A comerciante Maria de Socorro Araújo, 62 anos, que morava na casa 21, não acreditava. "Parece que passou um tsunami. Perdi meu bar, que construí ao longo de 16 anos. O sofá da vizinha veio parar na minha cozinha”.

Comissão cobra, mas fica sem resposta 

     A Cedae deixa sem resposta adequada há cinco anos uma solicitação da Comissão Especial de Saneamento da Câmara de Vereadores do Rio. A empresa deveria informar o plano de modernização das redes de água da cidade. Na época, um ofício assinado pelo presidente da comissão, o vereador Carlo Caiado (DEM), chegou a ser intercedido pelo Ministério Público Estadual, que exigiu esclarecimentos da empresa. Um documento emitido pela Cedae, em resposta ao MP, apontava apenas questões genéricas, como a extensão das adutoras na cidade — era de aproximadamente 9 milhões de metros— e o material empregado nelas. Nenhum projeto de modernização foi apresentado.
“Recebíamos reclamações de adutoras.
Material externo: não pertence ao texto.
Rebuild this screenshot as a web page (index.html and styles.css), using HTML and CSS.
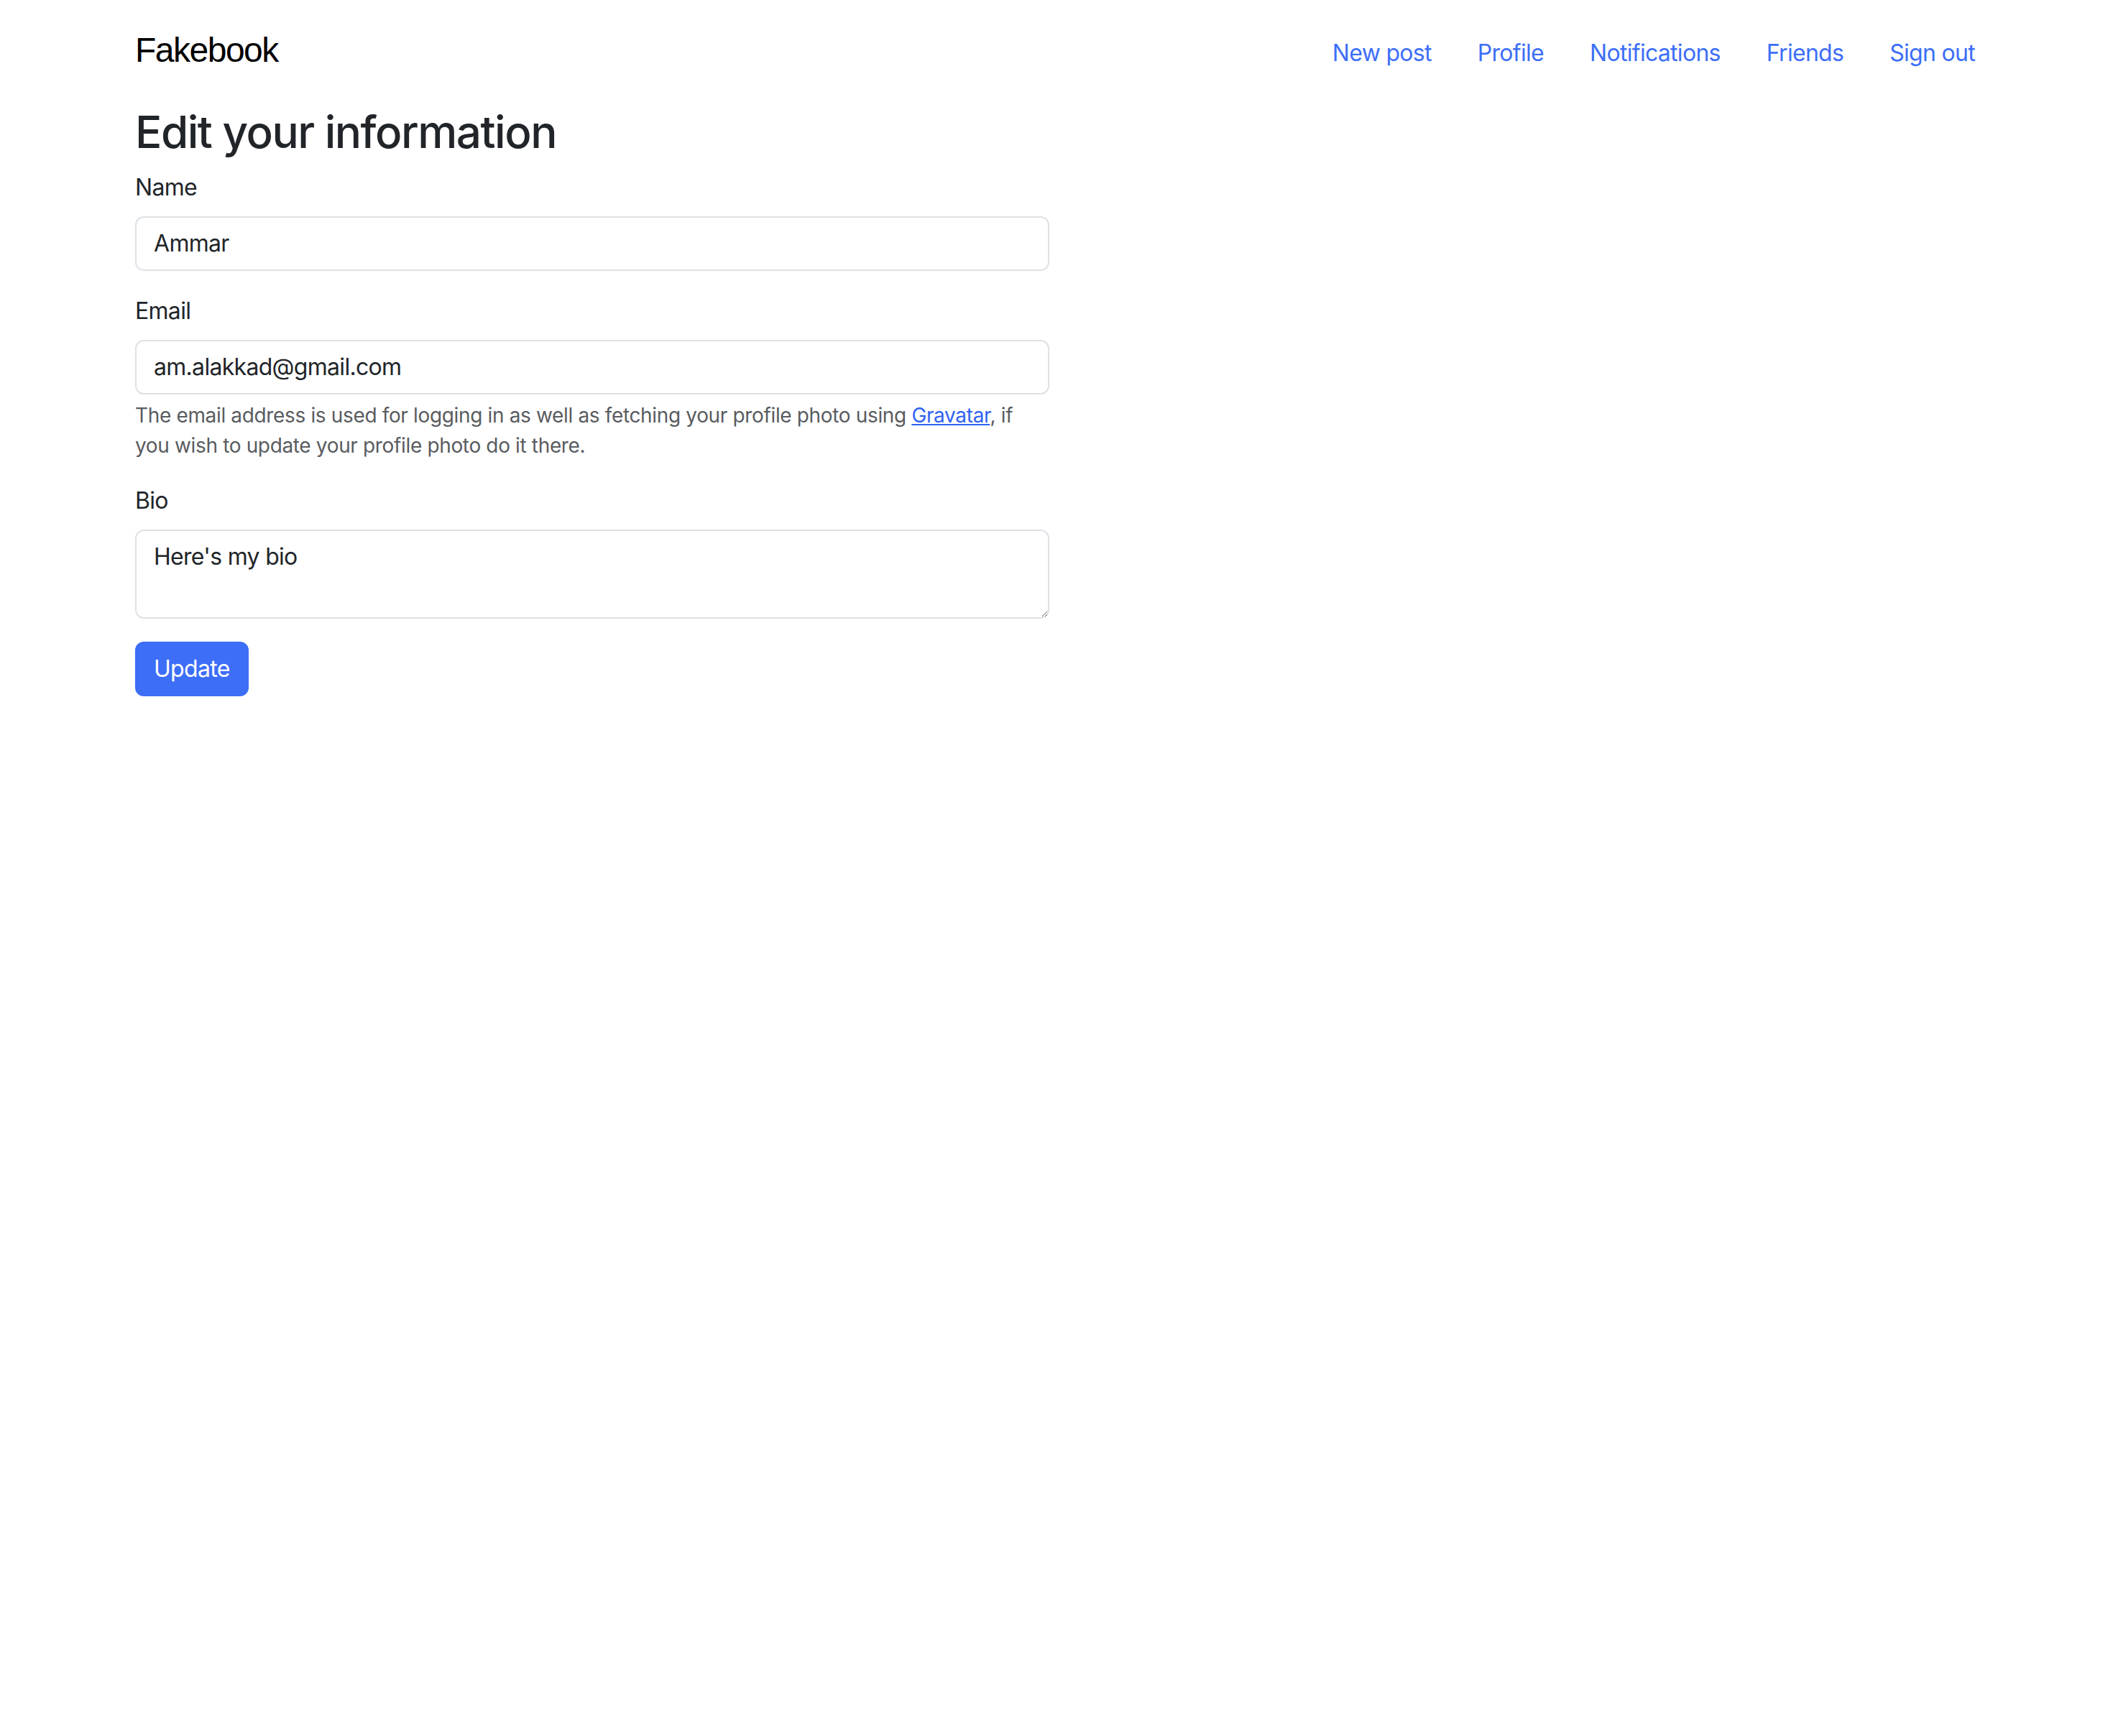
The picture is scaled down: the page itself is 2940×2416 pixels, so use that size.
FILE: index.html
```html
<!DOCTYPE html>
<html lang="en">
<head>
<meta charset="utf-8">
<title>Fakebook - Edit your information</title>
<link rel="stylesheet" href="styles.css">
</head>
<body>
<div class="page">
  <header class="topbar">
    <a class="brand" href="#">Fakebook</a>
    <nav class="nav">
      <a class="nav-link" href="#">New post</a>
      <a class="nav-link" href="#">Profile</a>
      <a class="nav-link" href="#">Notifications</a>
      <a class="nav-link" href="#">Friends</a>
      <a class="nav-link" href="#">Sign out</a>
    </nav>
  </header>
  <main class="content">
    <h2 class="title">Edit your information</h2>
    <form class="form">
      <div class="field">
        <label class="label" for="name">Name</label>
        <input class="control" id="name" type="text" value="Ammar">
      </div>
      <div class="field">
        <label class="label" for="email">Email</label>
        <input class="control" id="email" type="email" value="am.alakkad@gmail.com">
        <div class="help">The email address is used for logging in as well as fetching your profile photo using <a class="help-link" href="#">Gravatar</a>, if you wish to update your profile photo do it there.</div>
      </div>
      <div class="field">
        <label class="label" for="bio">Bio</label>
        <textarea class="control area" id="bio" rows="2">Here's my bio</textarea>
      </div>
      <button class="btn" type="button">Update</button>
    </form>
  </main>
</div>
</body>
</html>
```

FILE: styles.css
```css
html, body {
  margin: 0;
  padding: 0;
  background: #ffffff;
}

body {
  font-family: Inter, "Noto Sans", "Liberation Sans", sans-serif;
  color: #212529;
  font-size: 32px;
  line-height: 48px;
  letter-spacing: -0.7px;
}

.page {
  padding: 0 160px 0 188px;
}

.topbar {
  display: flex;
  justify-content: space-between;
  align-items: flex-start;
  height: 99px;
}

.brand {
  margin-top: 42px;
  font-family: "Liberation Sans", Arial, sans-serif;
  font-size: 48px;
  line-height: 56px;
  letter-spacing: -1.5px;
  color: #000000;
  text-decoration: none;
}

.nav {
  display: flex;
  margin-top: 50px;
}

.nav-link {
  padding: 0 32px;
  font-size: 32px;
  line-height: 48px;
  color: #3d6ef7;
  text-decoration: none;
}

.nav-link:first-child {
  padding-left: 34px;
}

.content {
  width: 1272px;
}

.title {
  margin: 48px 0 16px;
  font-size: 62px;
  line-height: 74px;
  font-weight: 500;
  letter-spacing: -1.5px;
  color: #212529;
}

.form {
  width: 1272px;
}

.field {
  margin-bottom: 32px;
}

.label {
  display: block;
  margin-bottom: 16px;
  font-size: 32px;
  line-height: 48px;
}

.control {
  display: block;
  width: 100%;
  box-sizing: border-box;
  margin: 0;
  padding: 12px 24px;
  font-family: Inter, "Noto Sans", "Liberation Sans", sans-serif;
  font-size: 32px;
  line-height: 48px;
  letter-spacing: -0.7px;
  color: #212529;
  background: #ffffff;
  border: 2px solid #dee2e6;
  border-radius: 12px;
  outline: none;
}

.area {
  height: 124px;
  resize: vertical;
}

.help {
  margin-top: 8px;
  padding-right: 26px;
  font-size: 28px;
  line-height: 42px;
  letter-spacing: -0.35px;
  color: #595c5f;
}

.help-link {
  color: #2f62f2;
  text-decoration: underline;
}

.btn {
  display: inline-block;
  margin: 0;
  padding: 12px 24px;
  font-family: Inter, "Noto Sans", "Liberation Sans", sans-serif;
  font-size: 32px;
  line-height: 48px;
  letter-spacing: -0.7px;
  color: #ffffff;
  background: #3d6ef7;
  border: 2px solid #3d6ef7;
  border-radius: 12px;
  cursor: pointer;
}
```
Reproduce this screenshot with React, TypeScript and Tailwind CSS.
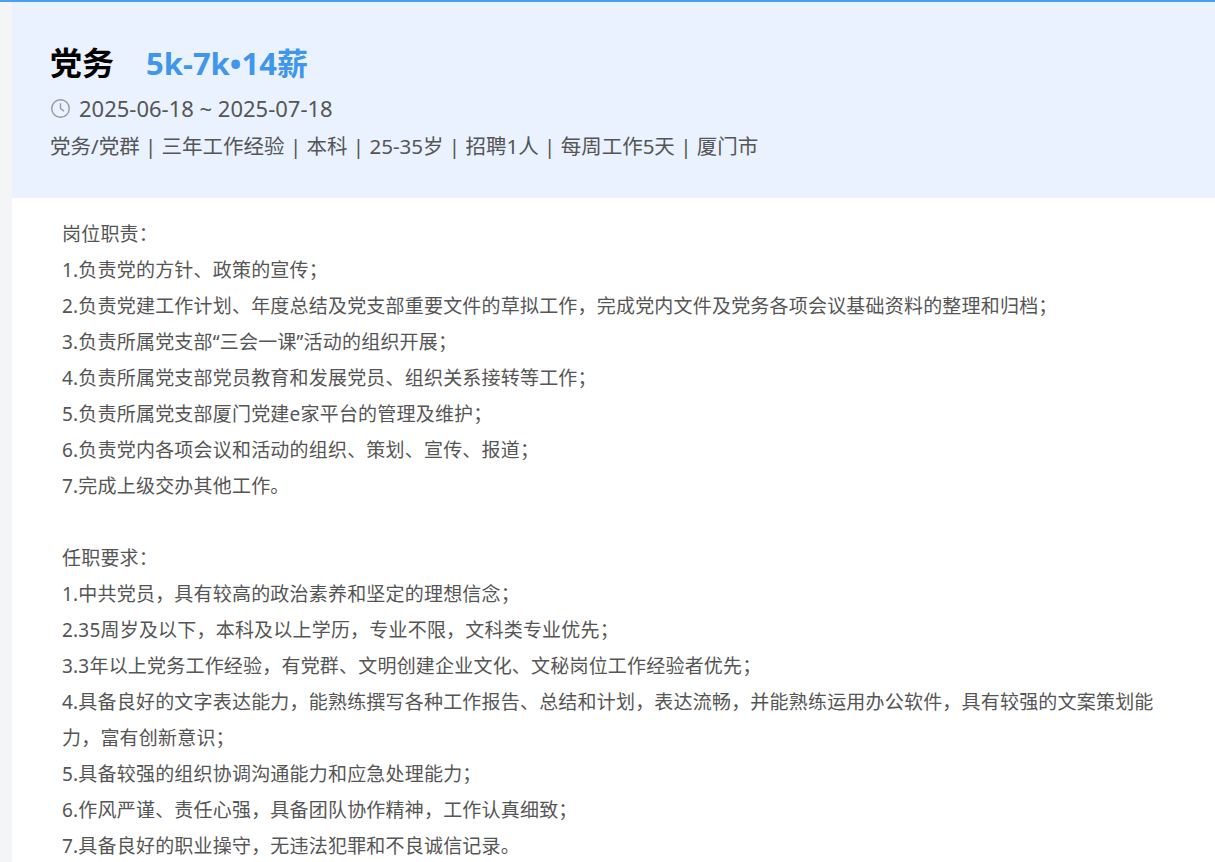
import React from 'react'

const duties = [
  '岗位职责：',
  '1.负责党的方针、政策的宣传；',
  '2.负责党建工作计划、年度总结及党支部重要文件的草拟工作，完成党内文件及党务各项会议基础资料的整理和归档；',
  '3.负责所属党支部“三会一课”活动的组织开展；',
  '4.负责所属党支部党员教育和发展党员、组织关系接转等工作；',
  '5.负责所属党支部厦门党建e家平台的管理及维护；',
  '6.负责党内各项会议和活动的组织、策划、宣传、报道；',
  '7.完成上级交办其他工作。',
]

const reqs = [
  '任职要求：',
  '1.中共党员，具有较高的政治素养和坚定的理想信念；',
  '2.35周岁及以下，本科及以上学历，专业不限，文科类专业优先；',
  '3.3年以上党务工作经验，有党群、文明创建企业文化、文秘岗位工作经验者优先；',
  '4.具备良好的文字表达能力，能熟练撰写各种工作报告、总结和计划，表达流畅，并能熟练运用办公软件，具有较强的文案策划能力，富有创新意识；',
  '5.具备较强的组织协调沟通能力和应急处理能力；',
  '6.作风严谨、责任心强，具备团队协作精神，工作认真细致；',
  '7.具备良好的职业操守，无违法犯罪和不良诚信记录。',
]

export default function App() {
  return (
    <div
      className="h-[862px] overflow-hidden border-t-2 border-[#4a9ff0] bg-[#f4f5f7] pl-[12px]"
      style={{ fontFamily: '"Noto Sans", "Noto Sans CJK SC", sans-serif' }}
    >
      <div className="h-full bg-white">
        <div className="h-[196px] bg-[#e9f2fe] px-[38px] pt-[37px]">
          <div className="flex items-baseline gap-[32px] leading-[48px]">
            <span className="text-[32px] font-bold text-black">党务</span>
            <span className="text-[31px] font-bold text-[#3f96ea]">5k-7k•14薪</span>
          </div>
          <div className="mt-[4px] flex items-center gap-[8px] text-[22px] leading-[34px] text-[#555]">
            <svg width="21" height="21" viewBox="0 0 24 24" fill="none" stroke="#999" strokeWidth="1.6">
              <circle cx="12" cy="12" r="10" />
              <polyline points="12 6 12 12 16 15" />
            </svg>
            <span>2025-06-18 ~ 2025-07-18</span>
          </div>
          <div className="mt-[4px] text-[20.5px] leading-[34px] text-[#555]">
            党务/党群 | 三年工作经验 | 本科 | 25-35岁 | 招聘1人 | 每周工作5天 | 厦门市
          </div>
        </div>
        <div className="px-[50px] pt-[18px] text-[19px] leading-[36px] tracking-[0.2px] text-[#555]">
          {duties.map((t) => (
            <div key={t}>{t}</div>
          ))}
          <div className="h-[36px]" />
          {reqs.map((t) => (
            <div key={t}>{t}</div>
          ))}
        </div>
      </div>
    </div>
  )
}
O MP chegou a pressionar a Cedae sobre o plano, mas no fim, arquivou o processo”, explicou Caiado, que vai recorrer de novo ao MP para obter detalhes das adutoras, como idade de cada uma e a previsão de modernização.

Moradora diz que canos vazam há muito tempo no bairro 

     As residências foram inundadas tão rapidamente que muitos moradores nem tiveram tempo de deixar os cômodos onde dormiam e o jeito que encontraram foi ficar boiando à espera de socorro. Alguns ficaram ilhados mesmo depois que o jato d’água foi desligado pela Cedae e os bombeiros tiveram que resgatá-los de bote pelas ruas. 
     Jorge Biriard, diretor de operações Cedae disse que “a adutora não tem histórico de rompimento deste porte e não tinha nenhuma manutenção programada por outros problemas”. A moradora Osana Pedro Silva, 36, disse que os canos estavam vazando há muito tempo. É um descaso”.